Aristotle and Plato’s Forms
Aristotle (c. 384-322 B.C.E.) is perhaps the most preeminent Western philosopher of all time. Among his peers stands his teacher at the Academy of Athens, Plato, many of whose metaphysical theories Aristotle came to criticise and refute in his later life and works. Chiefly among these is the abstract Platonic notion of the ‘Forms’ (sometimes referred to as ‘Ideas’), which Plato devised during his middle dialogues to explain the essential nature of all knowledge. The Forms themselves (Man, Beauty, Large, Round, etc.) are said to exist outside of space and time – the realm of ordinary perception and experience – and, therefore, contain no spatial or temporal parts. According to Plato, the Forms further explain how we can know certain things to be true and where (in a modal sense) their objective nature is to be grounded.
A key feature of Plato’s late dialogues is the firm suggestion that he somehow reconsidered his theory of Forms. Although there seems, in the late dialogues, to be a theory of Forms of some sort (although the theory is wholly unmentioned in the Theaetetus and the Laws), it seems in several ways to have been modified from its conception in the middle dialogues (particularly the Phaedo and the Republic). Perhaps the most remarkable sign of such a change in the theory appears first in the Parmenides, which seems to subject the middle-period version of the theory to a kind of Socratic refutation. Only this time, the main refuter is the Eleatic philosopher, Parmenides, and the interlocutor receiving the refutation is the younger Socrates.
The most well-known of the arguments provided by Plato’s Parmenides in this dialogue is the ‘Third Man Argument’, which suggests that the conception of participation (by which individual objects take on the characters of the Forms) falls victim to an infinite regress: if individual male things are male in virtue of participation in the Form of Man, and the Form of Man is itself masculine, then what is common to both the Form of Man and the particular male things must be that they all participate in some (other) Form, say, Man II. But then, if Man II is masculine, then what it has in common with the other masculine things is participation in some further Form, Man III, and so on. Because Plato’s theory is open to this problem it derives its character from the notion, mentioned above, that Forms are universals. If the Form of Man is itself a masculine, then the Form shares in common a property with the males that participate in it. But, since the theory requires that for any group of entities with a common property there is a Form to explain the commonality, it appears that the theory does indeed suffer from a vicious regress.

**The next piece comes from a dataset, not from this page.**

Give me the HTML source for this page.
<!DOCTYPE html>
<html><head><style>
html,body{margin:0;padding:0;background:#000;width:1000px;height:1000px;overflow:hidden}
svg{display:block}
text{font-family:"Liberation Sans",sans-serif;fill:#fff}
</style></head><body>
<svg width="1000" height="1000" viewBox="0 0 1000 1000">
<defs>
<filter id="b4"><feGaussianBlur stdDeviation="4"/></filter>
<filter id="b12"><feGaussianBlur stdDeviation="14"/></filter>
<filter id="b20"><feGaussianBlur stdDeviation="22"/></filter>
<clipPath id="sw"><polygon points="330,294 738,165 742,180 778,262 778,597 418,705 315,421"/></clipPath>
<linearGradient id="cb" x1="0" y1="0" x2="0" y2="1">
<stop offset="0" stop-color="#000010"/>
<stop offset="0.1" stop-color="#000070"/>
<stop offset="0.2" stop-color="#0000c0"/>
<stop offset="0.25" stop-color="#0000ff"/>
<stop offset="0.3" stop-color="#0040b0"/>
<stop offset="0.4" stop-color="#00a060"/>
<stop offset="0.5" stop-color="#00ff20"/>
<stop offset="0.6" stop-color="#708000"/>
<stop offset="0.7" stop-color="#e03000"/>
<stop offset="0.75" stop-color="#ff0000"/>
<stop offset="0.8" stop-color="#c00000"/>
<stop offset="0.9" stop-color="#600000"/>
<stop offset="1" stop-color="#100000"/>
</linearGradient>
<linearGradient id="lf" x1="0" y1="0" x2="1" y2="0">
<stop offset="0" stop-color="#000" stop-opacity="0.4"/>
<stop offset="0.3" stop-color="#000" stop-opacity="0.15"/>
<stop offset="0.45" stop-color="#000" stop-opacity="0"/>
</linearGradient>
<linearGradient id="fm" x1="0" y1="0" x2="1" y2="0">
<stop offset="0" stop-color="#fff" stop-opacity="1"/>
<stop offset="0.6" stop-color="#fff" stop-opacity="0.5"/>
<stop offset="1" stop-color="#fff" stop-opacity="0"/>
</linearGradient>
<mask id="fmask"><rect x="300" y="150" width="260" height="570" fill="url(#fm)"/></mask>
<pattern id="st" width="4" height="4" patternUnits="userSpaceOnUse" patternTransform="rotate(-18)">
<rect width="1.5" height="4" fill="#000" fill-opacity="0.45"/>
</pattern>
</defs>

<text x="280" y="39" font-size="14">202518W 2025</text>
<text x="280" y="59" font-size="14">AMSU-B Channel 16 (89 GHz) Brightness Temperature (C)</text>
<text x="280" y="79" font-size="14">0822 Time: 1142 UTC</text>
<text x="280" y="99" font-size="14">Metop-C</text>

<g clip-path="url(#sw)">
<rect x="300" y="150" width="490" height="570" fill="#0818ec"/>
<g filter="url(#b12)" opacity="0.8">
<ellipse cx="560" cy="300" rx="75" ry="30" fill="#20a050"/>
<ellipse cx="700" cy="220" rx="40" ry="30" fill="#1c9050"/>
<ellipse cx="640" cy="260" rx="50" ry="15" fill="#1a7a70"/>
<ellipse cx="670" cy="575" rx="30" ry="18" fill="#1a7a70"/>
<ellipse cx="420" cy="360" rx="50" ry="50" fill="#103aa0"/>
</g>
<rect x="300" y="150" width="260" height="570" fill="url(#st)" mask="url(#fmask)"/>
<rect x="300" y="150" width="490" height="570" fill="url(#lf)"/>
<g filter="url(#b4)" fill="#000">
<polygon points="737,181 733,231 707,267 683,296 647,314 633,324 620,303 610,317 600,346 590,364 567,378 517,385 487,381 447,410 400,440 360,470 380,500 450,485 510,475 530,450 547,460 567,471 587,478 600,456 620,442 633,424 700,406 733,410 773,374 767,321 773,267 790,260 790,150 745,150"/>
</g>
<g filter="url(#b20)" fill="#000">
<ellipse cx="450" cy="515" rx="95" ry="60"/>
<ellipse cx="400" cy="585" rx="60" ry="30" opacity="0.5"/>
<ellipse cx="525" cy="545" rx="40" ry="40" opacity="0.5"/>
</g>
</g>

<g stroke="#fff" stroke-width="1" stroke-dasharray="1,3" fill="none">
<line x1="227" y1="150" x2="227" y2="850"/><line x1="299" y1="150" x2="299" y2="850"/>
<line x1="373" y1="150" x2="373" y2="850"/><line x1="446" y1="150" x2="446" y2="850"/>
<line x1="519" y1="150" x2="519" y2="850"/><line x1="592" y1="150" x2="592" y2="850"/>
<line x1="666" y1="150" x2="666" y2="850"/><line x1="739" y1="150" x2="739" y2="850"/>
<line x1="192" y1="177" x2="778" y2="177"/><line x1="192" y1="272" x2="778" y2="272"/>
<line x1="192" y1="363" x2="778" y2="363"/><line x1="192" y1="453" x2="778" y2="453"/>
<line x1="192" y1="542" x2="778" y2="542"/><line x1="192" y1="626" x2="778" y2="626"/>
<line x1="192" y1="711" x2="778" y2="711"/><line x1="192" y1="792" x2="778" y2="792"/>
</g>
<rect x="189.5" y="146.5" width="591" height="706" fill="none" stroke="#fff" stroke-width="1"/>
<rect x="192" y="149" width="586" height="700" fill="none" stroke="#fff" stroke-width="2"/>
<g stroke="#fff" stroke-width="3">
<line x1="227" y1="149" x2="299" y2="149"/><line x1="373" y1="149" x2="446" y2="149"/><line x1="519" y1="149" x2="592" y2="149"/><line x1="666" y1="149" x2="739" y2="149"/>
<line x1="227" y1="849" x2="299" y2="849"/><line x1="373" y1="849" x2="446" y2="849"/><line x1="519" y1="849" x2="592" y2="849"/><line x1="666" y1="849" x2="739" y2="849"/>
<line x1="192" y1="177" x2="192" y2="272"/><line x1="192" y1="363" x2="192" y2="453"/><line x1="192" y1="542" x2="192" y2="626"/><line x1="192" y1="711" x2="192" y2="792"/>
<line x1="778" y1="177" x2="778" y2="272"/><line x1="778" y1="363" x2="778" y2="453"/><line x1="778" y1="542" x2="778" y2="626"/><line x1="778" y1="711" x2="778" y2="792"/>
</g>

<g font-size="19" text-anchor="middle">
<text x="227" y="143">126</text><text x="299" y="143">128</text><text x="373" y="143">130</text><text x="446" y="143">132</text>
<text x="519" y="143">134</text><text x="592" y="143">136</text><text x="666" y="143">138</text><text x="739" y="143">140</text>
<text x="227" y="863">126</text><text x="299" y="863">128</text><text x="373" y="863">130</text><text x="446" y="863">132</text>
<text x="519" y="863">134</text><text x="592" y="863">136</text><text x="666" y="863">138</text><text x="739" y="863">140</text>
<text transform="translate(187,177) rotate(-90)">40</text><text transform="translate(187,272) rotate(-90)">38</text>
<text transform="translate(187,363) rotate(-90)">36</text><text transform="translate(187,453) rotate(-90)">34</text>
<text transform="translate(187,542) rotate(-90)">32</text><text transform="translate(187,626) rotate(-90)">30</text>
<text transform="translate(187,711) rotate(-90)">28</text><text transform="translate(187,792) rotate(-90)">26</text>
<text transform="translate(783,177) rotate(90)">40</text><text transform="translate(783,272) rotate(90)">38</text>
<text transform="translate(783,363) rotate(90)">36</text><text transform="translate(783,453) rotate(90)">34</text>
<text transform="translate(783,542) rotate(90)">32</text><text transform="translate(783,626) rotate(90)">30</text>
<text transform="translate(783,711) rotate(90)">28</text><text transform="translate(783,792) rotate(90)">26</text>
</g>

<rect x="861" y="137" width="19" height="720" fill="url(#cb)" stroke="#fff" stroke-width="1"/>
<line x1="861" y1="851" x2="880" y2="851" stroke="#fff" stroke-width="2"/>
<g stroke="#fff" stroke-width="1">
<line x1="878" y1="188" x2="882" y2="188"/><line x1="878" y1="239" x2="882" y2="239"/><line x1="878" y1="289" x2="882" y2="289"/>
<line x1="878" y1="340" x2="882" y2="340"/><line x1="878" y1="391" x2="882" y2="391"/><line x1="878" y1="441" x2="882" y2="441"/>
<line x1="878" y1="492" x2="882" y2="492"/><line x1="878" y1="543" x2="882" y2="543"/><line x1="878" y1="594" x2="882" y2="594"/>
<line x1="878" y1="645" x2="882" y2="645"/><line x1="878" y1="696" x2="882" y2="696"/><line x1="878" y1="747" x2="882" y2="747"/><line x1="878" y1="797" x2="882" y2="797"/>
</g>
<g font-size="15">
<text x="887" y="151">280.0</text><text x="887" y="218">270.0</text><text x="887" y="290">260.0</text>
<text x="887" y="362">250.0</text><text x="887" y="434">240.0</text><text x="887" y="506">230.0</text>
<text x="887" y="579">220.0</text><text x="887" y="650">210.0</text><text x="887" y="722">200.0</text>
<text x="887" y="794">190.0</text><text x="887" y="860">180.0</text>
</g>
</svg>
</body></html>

There has been considerable controversy for many years over whether Plato believed that the theory of Forms was vulnerable to the Third Man Argument, as Aristotle indeed believed it was. So Plato either uses the Parmenides to announce his rejection of the theory of Forms, or instead he believes that the Third Man argument can be avoided by making adjustments to the theory. Of relevance to this discussion are the coincidental dates of the Timaeus and the Parmenides, since the theory of Forms of the middle dialogues also play a prominent role in the Timaeus. The position of the later date to the Timaeus shows that Plato may not have regarded objections to the theory of Forms, which appear in the Parmenides to be particularly troublesome.
In any case, Aristotle regarded Plato’s theory as inadequate because he saw no tangible connection between Forms (being transcendental and other-worldly) and the practical, material world of substances (that which humans experience). Aristotle also held that the theory of Forms was unable to adequately account for generation, change and destruction. Herein, in departing from Plato’s Parmenidean stance and adopting a more Heraclitean position, he proposed that the Forms are imminent in objects and not in another realm of existence. In accepting change as being a genuine part of reality, Aristotle observed that nothing potential can bring itself to change without the agency of one or another of the four ‘causes’ (material, formal, efficient and final). In terms of an over-arching ‘first cause’ to everything, Aristotle rejected Plato’s Form of the Good (the highest in the hierarchy of Plato’s Forms or the ‘Super-Form’) as irrelevant to the affairs of humans, and indeed, all sentient beings.[1] Instead, Aristotle proposes that there exists an ‘unmoved mover’ which, slightly paradoxically, is a special kind of cause from which everything else is generated. In light of this, Aristotle introduced his explanation of hylomorphism of the material and the immaterial, to which has raised much debate among theologian scholars for over two millennia.
It is important to note that in Plato’s unfinished final dialogue, the Laws, he abandons discussion of the Forms. Whatever value Plato believed that knowledge of abstract entities has for the proper conduct of philosophy, he doesn’t seem to have believed that such knowledge is necessary for the proper running of people’s day-to-day affairs. Indeed, this may seem to mark a departure not only for the later thought of Aristotle (which is more systematic and grounded in the world of human perception, compared to Plato), but also for the ongoing tradition of western thought and philosophy down to the present day.
[1] Audi, 1999. The Cambridge Dictionary of Philosophy, 2nd ed. Cambridge University Press, p. 51.